Book Log #5 - Somebody's Daughter: A Memoir by Ashley C. Ford
- Rachel Leong
- Mar 25, 2022
- 2 min read
Review: 4/5 stars
Ashley C. Ford’s memoir is a beautiful story in vulnerability, identity, and femininity. As the title suggests, Somebody’s Daughter revolves around her identity as a part of her family unit. This is something that I’ve thought a lot about in my own life - but Ford tells us that where we go is more important than where we come from. Her reflections on her relationship with her body and her journeys in love was refreshing and also enlightening for its self-awareness and honesty. To open up so candidly in her book to the world is truly admirable.

Ford writes about her reconciliation with her father (she first writes about it in her essay, The Sins of My Father, in 2009). It was not a reconciliation in the typical sense, however, she explains that it ran far deeper than that. In her book, she recounts the visit she made to her father in prison when she was 23 years old. This was the first time she had seen him in years, and this account was touching and disarmingly honest - she explains how she came to see her father in her own way, and not for what he was imprisoned for.

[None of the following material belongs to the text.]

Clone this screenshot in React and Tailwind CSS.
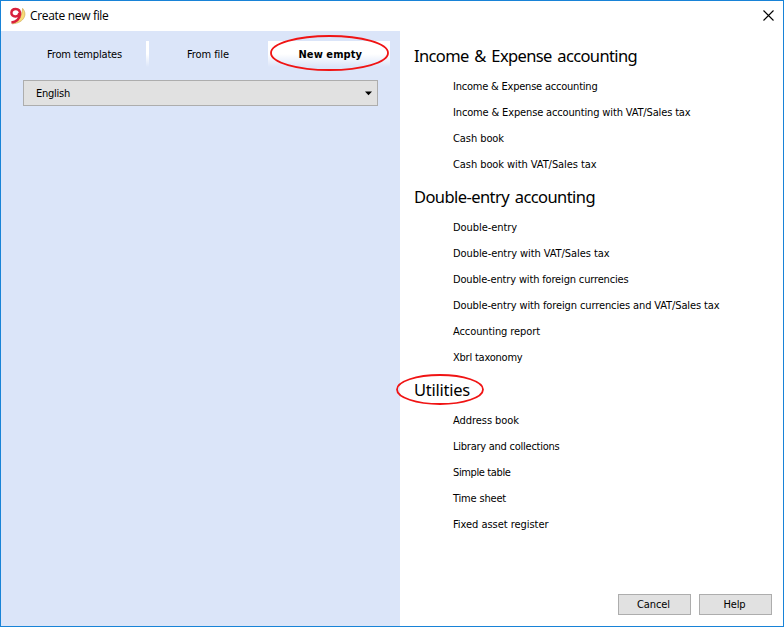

Forgiveness conveys strongly throughout her work - the book also talks about her relationship with her mother, and how their relationship had shaped her to become the woman she is today. Ford has stated that it was important that no one was written to be the villain in her story, rather that it would be her own narrative that takes centre stage.

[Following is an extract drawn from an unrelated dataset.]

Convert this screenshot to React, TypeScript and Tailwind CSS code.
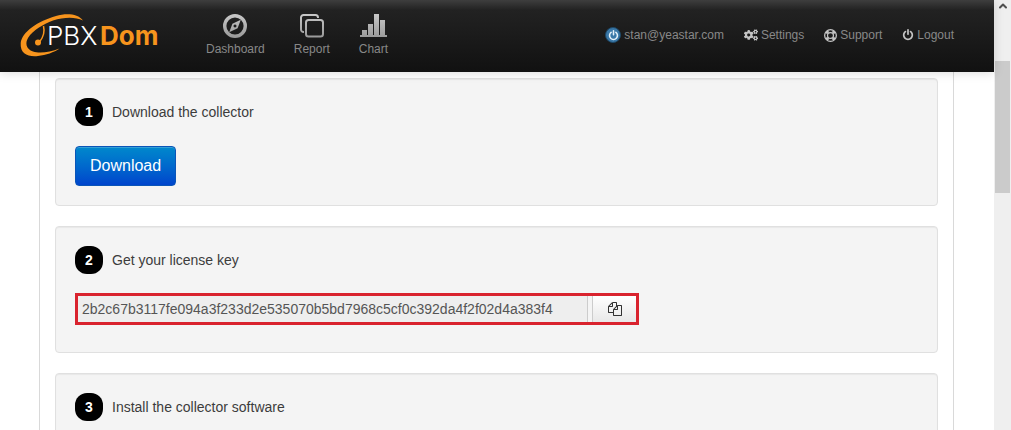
import type { ReactNode } from 'react';
import { FaCogs } from 'react-icons/fa';
import { ChevronUp } from 'lucide-react';

const POWER =
  'M1664 896q0 156-61 298t-164 245-245 164-298 61-298-61-245-164-164-245-61-298q0-182 80.5-343t226.5-270q43-32 95.5-25t83.5 50q32 42 24.5 94.5t-49.5 84.5q-98 74-151.5 181t-53.5 228q0 104 40.5 198.5t109.5 163.5 163.5 109.5 198.5 40.5 198.5-40.5 163.5-109.5 109.5-163.5 40.5-198.5q0-121-53.5-228t-151.5-181q-42-32-49.5-84.5t24.5-94.5q31-43 84-50t95 25q146 109 226.5 270t80.5 343zm-640-768v640q0 52-38 90t-90 38-90-38-38-90v-640q0-52 38-90t90-38 90 38 38 90z';
const FILES =
  'M1696 384q40 0 68 28t28 68v1216q0 40-28 68t-68 28h-960q-40 0-68-28t-28-68v-288h-544q-40 0-68-28t-28-68v-672q0-40 20-88t48-76l408-408q28-28 76-48t88-20h416q40 0 68 28t28 68v328q68-40 128-40h416zm-544 213l-299 299h299v-299zm-640-384l-299 299h299v-299zm196 647l316-316v-416h-384v416q0 40-28 68t-68 28h-416v640h512v-256q0-40 20-88t48-76zm956 804v-1152h-384v416q0 40-28 68t-68 28h-416v640h896z';

function Logo() {
  return (
    <svg viewBox="0 0 142 46" className="h-[46px] w-[142px]" role="img" aria-label="PBXDom">
      <path
        fill="#f7941d"
        d="M63 7.500C58 .5 46 0 36 3 18 8 2 19 .7 30 0 41 8 44 18 43 26 42 34 39.500 39.500 35.500 30 39 20 41 13 38.500 6 36 5 30 8 25 13 17 23 11.500 33 7.500 44 4 55 3.500 63 7.500Z"
      />
      <path d="M23.500 13c1.500 6 0 11-4 16" fill="none" stroke="#f7941d" strokeWidth="1.500" />
      <circle cx="18" cy="29.500" r="3" fill="#f7941d" />
      <text x="27" y="32" className="fill-white font-['Inter',sans-serif] text-[26px] font-light">
        PBX
      </text>
      <text x="80" y="32" className="fill-[#f7941d] font-['Inter',sans-serif] text-[26px] font-bold">
        Dom
      </text>
    </svg>
  );
}

function Shade({ id }: { id: string }) {
  return (
    <defs>
      <linearGradient id={id} x1="0" y1="0" x2="0" y2="24" gradientUnits="userSpaceOnUse">
        <stop offset="0" stopColor="#c8c8c8" />
        <stop offset="1" stopColor="#999" />
      </linearGradient>
    </defs>
  );
}

function CompassIcon() {
  return (
    <svg viewBox="0 0 24 24" className="size-6" aria-hidden="true">
      <Shade id="shade-compass" />
      <circle cx="12" cy="12" r="10.300" fill="none" stroke="url(#shade-compass)" strokeWidth="3.400" />
      <path
        fill="url(#shade-compass)"
        fillRule="evenodd"
        d="M17.800 5.800 14.600 14.200 6.200 18.200 9.400 9.800ZM12 10.500a1.500 1.500 0 1 0 .01 0Z"
      />
    </svg>
  );
}

function ReportIcon() {
  return (
    <svg viewBox="0 0 24 24" className="size-6" aria-hidden="true">
      <Shade id="shade-report" />
      <g fill="none" stroke="url(#shade-report)" strokeWidth="2">
        <rect x="6" y="6" width="17" height="16.500" rx="2.500" />
        <path d="M18 4V3.500A2.500 2.500 0 0 0 15.500 1H3.500A2.500 2.500 0 0 0 1 3.500v12A2.500 2.500 0 0 0 3.500 18H4" />
      </g>
    </svg>
  );
}

function ChartIcon() {
  return (
    <svg viewBox="0 0 27 24" className="h-6 w-[27px]" aria-hidden="true">
      <Shade id="shade-chart" />
      <path
        fill="url(#shade-chart)"
        d="M0 21H2V16H7V21H8V10H13V21H14V0H19V21H20V6H25V21H27V23H0Z"
      />
    </svg>
  );
}

function GlyphIcon({ d, className }: { d: string; className: string }) {
  return (
    <svg viewBox="0 0 1792 1792" className={className} fill="currentColor" aria-hidden="true">
      <path d={d} />
    </svg>
  );
}

function LifeRingIcon() {
  return (
    <svg viewBox="0 0 14 14" className="size-[13px]" fill="none" stroke="currentColor" aria-hidden="true">
      <circle cx="7" cy="7" r="6.300" strokeWidth="1.400" />
      <circle cx="7" cy="7" r="3.200" strokeWidth="1.300" />
      <path strokeWidth="3.400" d="M4.500 4.500 2.700 2.700M9.500 4.500l1.800-1.800M4.500 9.500l-1.800 1.800M9.500 9.500l1.800 1.800" />
    </svg>
  );
}

function NavItem({ icon, label }: { icon: ReactNode; label: string }) {
  return (
    <a href="#" className="flex flex-col items-center gap-0.5 text-xs leading-[18px] text-[#888]">
      {icon}
      {label}
    </a>
  );
}

function UserLink({ icon, label }: { icon: ReactNode; label: string }) {
  return (
    <a href="#" className="flex items-center gap-[3px] text-xs text-[#888]">
      <span className="text-[#c4c4c4]">{icon}</span>
      {label}
    </a>
  );
}

function Header() {
  return (
    <header className="relative flex h-[72px] shrink-0 items-start bg-[linear-gradient(#3e3e3e,#222_10px,#111)] pr-10 pl-5 shadow-[0_1px_10px_rgba(0,0,0,0.15)]">
      <a href="#" className="mt-[13px]">
        <Logo />
      </a>
      <nav className="mt-3.5 ml-11 flex gap-[29px]">
        <NavItem icon={<CompassIcon />} label="Dashboard" />
        <NavItem icon={<ReportIcon />} label="Report" />
        <NavItem icon={<ChartIcon />} label="Chart" />
      </nav>
      <div className="mt-[27px] ml-auto flex items-center gap-5">
        <UserLink
          icon={
            <span className="flex size-4 items-center justify-center rounded-full border border-[#1d4766] bg-[#3a78a8] text-[#e4f1fa]">
              <GlyphIcon d={POWER} className="size-[11px]" />
            </span>
          }
          label="stan@yeastar.com"
        />
        <UserLink icon={<FaCogs className="size-3.5" />} label="Settings" />
        <UserLink icon={<LifeRingIcon />} label="Support" />
        <UserLink icon={<GlyphIcon d={POWER} className="size-3" />} label="Logout" />
      </div>
    </header>
  );
}

function Step({ number, title, children }: { number: number; title: string; children?: ReactNode }) {
  return (
    <section className="min-h-[120px] shrink-0 rounded border border-[#e0e0e0] bg-[#f4f4f4] p-[19px] shadow-[inset_0_1px_1px_rgba(0,0,0,0.05)]">
      <h2 className="flex items-center gap-[9px] text-sm text-[#3c3c3c]">
        <span className="flex size-7 items-center justify-center rounded-xl bg-black text-sm font-bold text-white">
          {number}
        </span>
        {title}
      </h2>
      {children}
    </section>
  );
}

function Scrollbar() {
  return (
    <div className="flex w-[17px] shrink-0 flex-col bg-[#efefef] pl-px" aria-hidden="true">
      <div className="flex h-[61px] justify-center">
        <ChevronUp className="size-3 text-[#505050]" strokeWidth={4} />
      </div>
      <div className="mr-px h-[132px] bg-[#cbcbcb]" />
    </div>
  );
}

export default function App() {
  return (
    <div className="flex h-screen overflow-hidden bg-white font-['Liberation_Sans',Arial,sans-serif]">
      <div className="flex min-w-0 flex-1 flex-col">
        <Header />
        <main className="mr-10 ml-[39px] flex min-h-0 flex-1 flex-col gap-5 overflow-hidden border-x border-[#d9d9d9] px-[15px] pt-1.5">
          <Step number={1} title="Download the collector">
            <button
              type="button"
              className="mt-5 block h-10 rounded border border-[#0a55b8] bg-linear-to-b from-[#0088cc] to-[#0044cc] px-3.5 text-base text-white shadow-[inset_0_1px_0_rgba(255,255,255,0.2)]"
            >
              Download
            </button>
          </Step>
          <Step number={2} title="Get your license key">
            <div className="mt-[19px] mb-2 flex h-8 max-w-[564px] gap-1 border-3 border-[#d9232e]">
              <input
                type="text"
                readOnly
                aria-label="License key"
                defaultValue="2b2c67b3117fe094a3f233d2e535070b5bd7968c5cf0c392da4f2f02d4a383f4"
                className="min-w-0 flex-1 border-r border-[#ccc] bg-[#eee] px-1 text-sm text-[#555] outline-none"
              />
              <button
                type="button"
                aria-label="Copy license key"
                className="flex w-11 items-center justify-center border-l border-[#ccc] bg-linear-to-b from-white to-[#e8e8e8] text-[#333]"
              >
                <GlyphIcon d={FILES} className="size-3.5" />
              </button>
            </div>
          </Step>
          <Step number={3} title="Install the collector software" />
        </main>
      </div>
      <Scrollbar />
    </div>
  );
}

Engaging with this narrative for me has gone beyond just the book - watching her interviews, reading her essays has been a source of absolute comfort to me in the time since I've finished Somebody's Daughter. One key moment was in Ford's interview with Trevor Noah; she said that 'shame thrives when it's alone', which is why isolation often occurs on the basis of shame. She reminds that there is no human emotion that another person is not capable of feeling too - something that is important for us all to remember!
More of her journalistic essays - here.
Date read: 03/22
Some quotes I like:
"I was not always as afraid of the world or as nervous about the other people living in it alongside me, or what they might do to me. When my life was new, I understood in my bones how little it mattered what anybody else was doing, or what they thought about what I was doing. I believed my bones then."